• **GIVEN EXERCISE**
Every record below should be transcribed exactly. Omit the images.

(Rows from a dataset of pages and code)
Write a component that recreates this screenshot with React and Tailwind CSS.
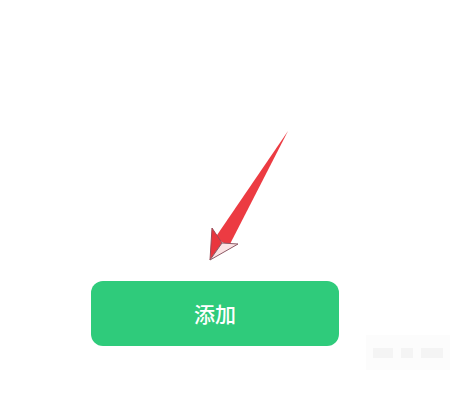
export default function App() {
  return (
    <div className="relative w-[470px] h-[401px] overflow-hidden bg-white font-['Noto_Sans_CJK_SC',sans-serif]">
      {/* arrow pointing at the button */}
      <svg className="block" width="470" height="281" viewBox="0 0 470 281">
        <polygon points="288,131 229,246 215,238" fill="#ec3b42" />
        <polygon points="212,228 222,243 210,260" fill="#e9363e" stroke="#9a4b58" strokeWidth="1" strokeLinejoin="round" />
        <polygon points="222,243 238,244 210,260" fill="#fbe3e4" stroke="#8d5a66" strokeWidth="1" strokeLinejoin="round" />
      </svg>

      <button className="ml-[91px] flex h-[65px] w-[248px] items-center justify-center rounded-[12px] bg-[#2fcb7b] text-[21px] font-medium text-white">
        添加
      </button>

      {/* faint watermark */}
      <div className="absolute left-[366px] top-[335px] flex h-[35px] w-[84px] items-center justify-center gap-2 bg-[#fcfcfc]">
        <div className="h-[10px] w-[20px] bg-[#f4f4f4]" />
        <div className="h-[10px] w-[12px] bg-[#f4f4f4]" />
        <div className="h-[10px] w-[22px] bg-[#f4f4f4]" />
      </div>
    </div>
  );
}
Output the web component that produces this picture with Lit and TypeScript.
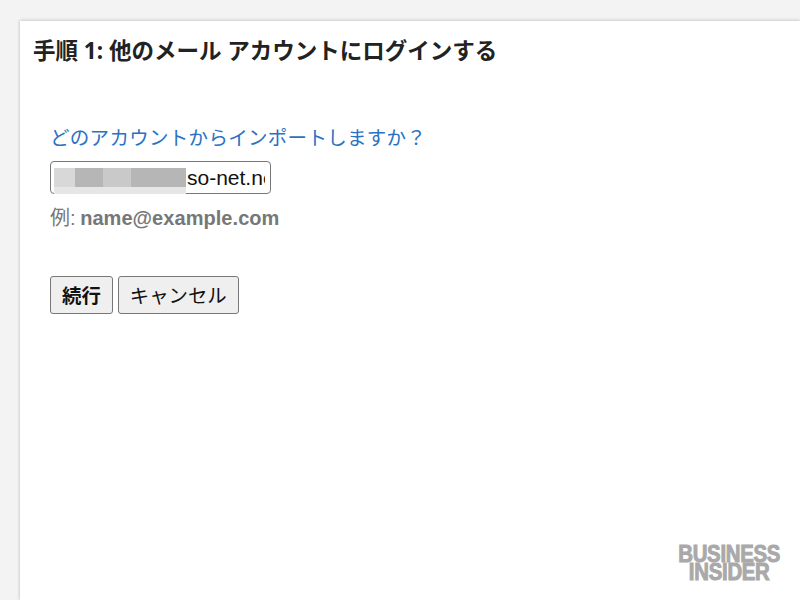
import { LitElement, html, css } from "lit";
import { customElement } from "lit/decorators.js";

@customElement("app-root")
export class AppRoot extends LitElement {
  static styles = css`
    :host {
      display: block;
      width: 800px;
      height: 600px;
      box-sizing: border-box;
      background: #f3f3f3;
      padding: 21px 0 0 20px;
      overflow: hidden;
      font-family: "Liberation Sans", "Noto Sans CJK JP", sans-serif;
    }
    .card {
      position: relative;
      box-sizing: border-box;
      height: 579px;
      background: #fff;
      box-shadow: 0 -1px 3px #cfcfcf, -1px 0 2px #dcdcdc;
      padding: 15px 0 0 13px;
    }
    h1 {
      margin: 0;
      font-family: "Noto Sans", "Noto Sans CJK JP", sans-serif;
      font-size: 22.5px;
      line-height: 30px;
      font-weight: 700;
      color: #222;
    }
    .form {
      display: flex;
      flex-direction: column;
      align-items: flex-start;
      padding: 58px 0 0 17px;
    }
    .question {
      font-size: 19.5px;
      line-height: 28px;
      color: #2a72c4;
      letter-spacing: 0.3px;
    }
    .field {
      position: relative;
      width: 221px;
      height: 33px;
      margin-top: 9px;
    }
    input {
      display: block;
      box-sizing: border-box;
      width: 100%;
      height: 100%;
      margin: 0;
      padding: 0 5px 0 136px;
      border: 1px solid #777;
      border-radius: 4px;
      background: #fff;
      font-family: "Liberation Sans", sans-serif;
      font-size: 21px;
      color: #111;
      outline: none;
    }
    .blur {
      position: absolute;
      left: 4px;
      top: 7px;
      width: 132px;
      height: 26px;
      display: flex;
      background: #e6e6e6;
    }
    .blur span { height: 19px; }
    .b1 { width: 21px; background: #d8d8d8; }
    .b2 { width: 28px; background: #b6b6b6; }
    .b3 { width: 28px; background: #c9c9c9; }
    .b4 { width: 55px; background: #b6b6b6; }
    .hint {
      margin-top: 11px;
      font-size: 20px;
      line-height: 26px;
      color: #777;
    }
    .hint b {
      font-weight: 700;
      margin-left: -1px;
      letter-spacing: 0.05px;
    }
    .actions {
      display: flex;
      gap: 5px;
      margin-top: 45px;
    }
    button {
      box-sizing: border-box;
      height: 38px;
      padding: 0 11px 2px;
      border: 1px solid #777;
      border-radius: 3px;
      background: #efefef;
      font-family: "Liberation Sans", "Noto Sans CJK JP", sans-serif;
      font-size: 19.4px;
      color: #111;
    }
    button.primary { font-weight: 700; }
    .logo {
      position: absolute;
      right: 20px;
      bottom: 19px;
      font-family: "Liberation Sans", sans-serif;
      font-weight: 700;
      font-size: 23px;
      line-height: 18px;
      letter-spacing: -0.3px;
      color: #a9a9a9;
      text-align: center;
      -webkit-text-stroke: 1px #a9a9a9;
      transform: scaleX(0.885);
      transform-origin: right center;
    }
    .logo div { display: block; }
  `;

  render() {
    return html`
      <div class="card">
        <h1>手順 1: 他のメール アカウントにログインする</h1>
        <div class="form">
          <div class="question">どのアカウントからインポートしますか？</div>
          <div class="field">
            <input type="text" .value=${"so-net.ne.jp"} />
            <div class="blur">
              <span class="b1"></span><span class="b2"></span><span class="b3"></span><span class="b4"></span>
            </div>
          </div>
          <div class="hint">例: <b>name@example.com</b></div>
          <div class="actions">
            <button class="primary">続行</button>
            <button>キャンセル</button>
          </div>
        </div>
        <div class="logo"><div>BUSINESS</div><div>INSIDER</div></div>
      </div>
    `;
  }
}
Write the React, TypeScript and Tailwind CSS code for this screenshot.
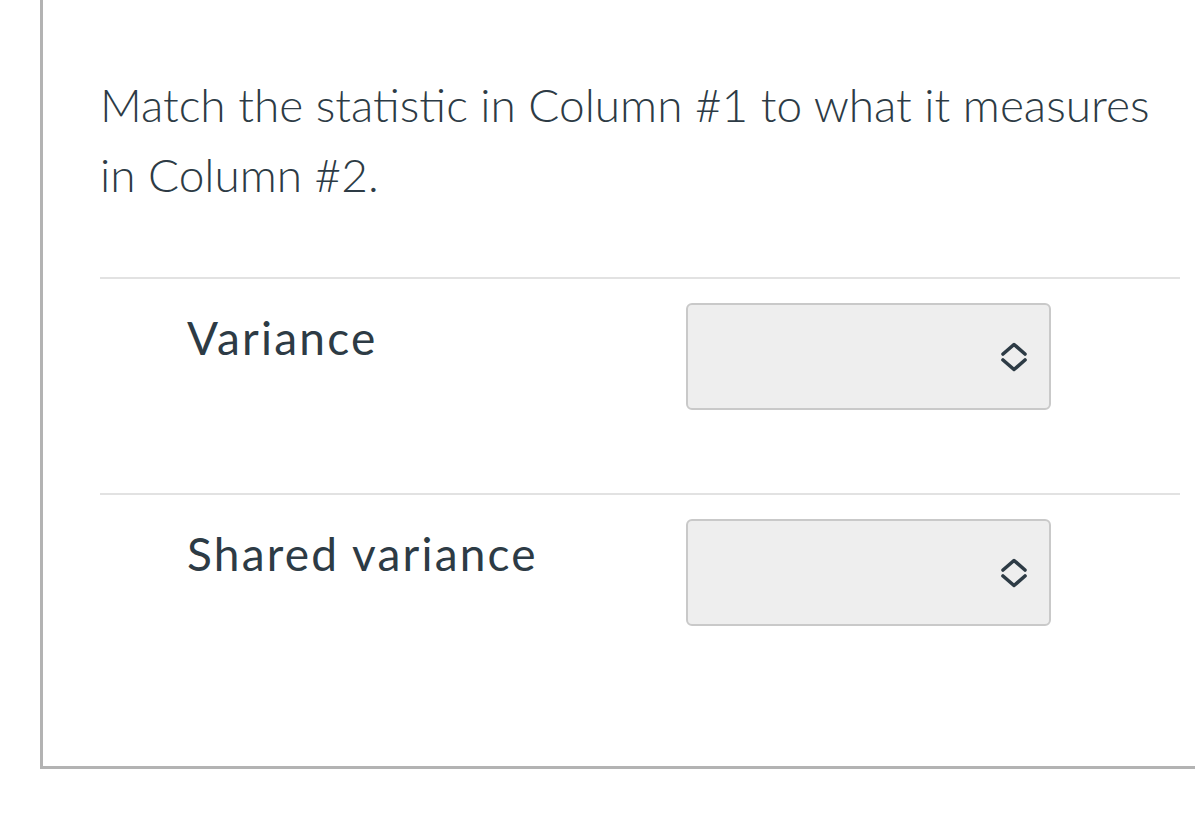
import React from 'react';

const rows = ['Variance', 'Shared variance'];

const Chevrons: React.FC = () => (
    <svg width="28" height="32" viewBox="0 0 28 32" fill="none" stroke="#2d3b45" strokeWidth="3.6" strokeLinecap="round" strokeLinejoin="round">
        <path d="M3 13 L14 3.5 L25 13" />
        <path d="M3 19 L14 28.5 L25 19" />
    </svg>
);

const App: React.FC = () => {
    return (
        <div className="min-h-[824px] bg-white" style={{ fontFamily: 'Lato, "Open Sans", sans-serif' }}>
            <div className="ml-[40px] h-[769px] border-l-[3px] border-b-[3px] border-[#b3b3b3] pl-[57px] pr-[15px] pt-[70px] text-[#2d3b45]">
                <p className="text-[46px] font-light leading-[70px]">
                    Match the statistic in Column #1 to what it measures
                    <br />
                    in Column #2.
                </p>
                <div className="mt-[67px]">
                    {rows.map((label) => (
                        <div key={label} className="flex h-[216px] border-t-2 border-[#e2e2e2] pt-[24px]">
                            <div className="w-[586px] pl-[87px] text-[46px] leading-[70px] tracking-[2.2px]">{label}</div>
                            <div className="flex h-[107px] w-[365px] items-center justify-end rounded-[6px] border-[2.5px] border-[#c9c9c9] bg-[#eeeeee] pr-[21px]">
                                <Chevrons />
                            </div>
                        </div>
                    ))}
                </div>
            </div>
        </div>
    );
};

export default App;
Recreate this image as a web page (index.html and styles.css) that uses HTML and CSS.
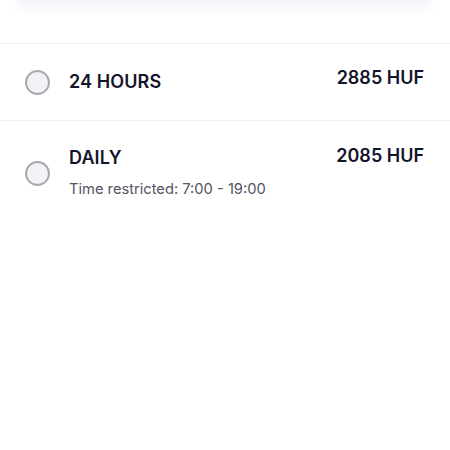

• **FINAL RESULT**
Write a component that recreates this screenshot with React and Tailwind CSS.
export default function App() {
  return (
    <div className="relative w-[470px] h-[401px] overflow-hidden bg-white font-['Noto_Sans_CJK_SC',sans-serif]">
      {/* arrow pointing at the button */}
      <svg className="block" width="470" height="281" viewBox="0 0 470 281">
        <polygon points="288,131 229,246 215,238" fill="#ec3b42" />
        <polygon points="212,228 222,243 210,260" fill="#e9363e" stroke="#9a4b58" strokeWidth="1" strokeLinejoin="round" />
        <polygon points="222,243 238,244 210,260" fill="#fbe3e4" stroke="#8d5a66" strokeWidth="1" strokeLinejoin="round" />
      </svg>

      <button className="ml-[91px] flex h-[65px] w-[248px] items-center justify-center rounded-[12px] bg-[#2fcb7b] text-[21px] font-medium text-white">
        添加
      </button>

      {/* faint watermark */}
      <div className="absolute left-[366px] top-[335px] flex h-[35px] w-[84px] items-center justify-center gap-2 bg-[#fcfcfc]">
        <div className="h-[10px] w-[20px] bg-[#f4f4f4]" />
        <div className="h-[10px] w-[12px] bg-[#f4f4f4]" />
        <div className="h-[10px] w-[22px] bg-[#f4f4f4]" />
      </div>
    </div>
  );
}
Output the web component that produces this picture with Lit and TypeScript.
import { LitElement, html, css } from "lit";
import { customElement } from "lit/decorators.js";

@customElement("app-root")
export class AppRoot extends LitElement {
  static styles = css`
    :host {
      display: block;
      width: 800px;
      height: 600px;
      box-sizing: border-box;
      background: #f3f3f3;
      padding: 21px 0 0 20px;
      overflow: hidden;
      font-family: "Liberation Sans", "Noto Sans CJK JP", sans-serif;
    }
    .card {
      position: relative;
      box-sizing: border-box;
      height: 579px;
      background: #fff;
      box-shadow: 0 -1px 3px #cfcfcf, -1px 0 2px #dcdcdc;
      padding: 15px 0 0 13px;
    }
    h1 {
      margin: 0;
      font-family: "Noto Sans", "Noto Sans CJK JP", sans-serif;
      font-size: 22.5px;
      line-height: 30px;
      font-weight: 700;
      color: #222;
    }
    .form {
      display: flex;
      flex-direction: column;
      align-items: flex-start;
      padding: 58px 0 0 17px;
    }
    .question {
      font-size: 19.5px;
      line-height: 28px;
      color: #2a72c4;
      letter-spacing: 0.3px;
    }
    .field {
      position: relative;
      width: 221px;
      height: 33px;
      margin-top: 9px;
    }
    input {
      display: block;
      box-sizing: border-box;
      width: 100%;
      height: 100%;
      margin: 0;
      padding: 0 5px 0 136px;
      border: 1px solid #777;
      border-radius: 4px;
      background: #fff;
      font-family: "Liberation Sans", sans-serif;
      font-size: 21px;
      color: #111;
      outline: none;
    }
    .blur {
      position: absolute;
      left: 4px;
      top: 7px;
      width: 132px;
      height: 26px;
      display: flex;
      background: #e6e6e6;
    }
    .blur span { height: 19px; }
    .b1 { width: 21px; background: #d8d8d8; }
    .b2 { width: 28px; background: #b6b6b6; }
    .b3 { width: 28px; background: #c9c9c9; }
    .b4 { width: 55px; background: #b6b6b6; }
    .hint {
      margin-top: 11px;
      font-size: 20px;
      line-height: 26px;
      color: #777;
    }
    .hint b {
      font-weight: 700;
      margin-left: -1px;
      letter-spacing: 0.05px;
    }
    .actions {
      display: flex;
      gap: 5px;
      margin-top: 45px;
    }
    button {
      box-sizing: border-box;
      height: 38px;
      padding: 0 11px 2px;
      border: 1px solid #777;
      border-radius: 3px;
      background: #efefef;
      font-family: "Liberation Sans", "Noto Sans CJK JP", sans-serif;
      font-size: 19.4px;
      color: #111;
    }
    button.primary { font-weight: 700; }
    .logo {
      position: absolute;
      right: 20px;
      bottom: 19px;
      font-family: "Liberation Sans", sans-serif;
      font-weight: 700;
      font-size: 23px;
      line-height: 18px;
      letter-spacing: -0.3px;
      color: #a9a9a9;
      text-align: center;
      -webkit-text-stroke: 1px #a9a9a9;
      transform: scaleX(0.885);
      transform-origin: right center;
    }
    .logo div { display: block; }
  `;

  render() {
    return html`
      <div class="card">
        <h1>手順 1: 他のメール アカウントにログインする</h1>
        <div class="form">
          <div class="question">どのアカウントからインポートしますか？</div>
          <div class="field">
            <input type="text" .value=${"so-net.ne.jp"} />
            <div class="blur">
              <span class="b1"></span><span class="b2"></span><span class="b3"></span><span class="b4"></span>
            </div>
          </div>
          <div class="hint">例: <b>name@example.com</b></div>
          <div class="actions">
            <button class="primary">続行</button>
            <button>キャンセル</button>
          </div>
        </div>
        <div class="logo"><div>BUSINESS</div><div>INSIDER</div></div>
      </div>
    `;
  }
}
Write the React, TypeScript and Tailwind CSS code for this screenshot.
import React from 'react';

const rows = ['Variance', 'Shared variance'];

const Chevrons: React.FC = () => (
    <svg width="28" height="32" viewBox="0 0 28 32" fill="none" stroke="#2d3b45" strokeWidth="3.6" strokeLinecap="round" strokeLinejoin="round">
        <path d="M3 13 L14 3.5 L25 13" />
        <path d="M3 19 L14 28.5 L25 19" />
    </svg>
);

const App: React.FC = () => {
    return (
        <div className="min-h-[824px] bg-white" style={{ fontFamily: 'Lato, "Open Sans", sans-serif' }}>
            <div className="ml-[40px] h-[769px] border-l-[3px] border-b-[3px] border-[#b3b3b3] pl-[57px] pr-[15px] pt-[70px] text-[#2d3b45]">
                <p className="text-[46px] font-light leading-[70px]">
                    Match the statistic in Column #1 to what it measures
                    <br />
                    in Column #2.
                </p>
                <div className="mt-[67px]">
                    {rows.map((label) => (
                        <div key={label} className="flex h-[216px] border-t-2 border-[#e2e2e2] pt-[24px]">
                            <div className="w-[586px] pl-[87px] text-[46px] leading-[70px] tracking-[2.2px]">{label}</div>
                            <div className="flex h-[107px] w-[365px] items-center justify-end rounded-[6px] border-[2.5px] border-[#c9c9c9] bg-[#eeeeee] pr-[21px]">
                                <Chevrons />
                            </div>
                        </div>
                    ))}
                </div>
            </div>
        </div>
    );
};

export default App;
Recreate this image as a web page (index.html and styles.css) that uses HTML and CSS.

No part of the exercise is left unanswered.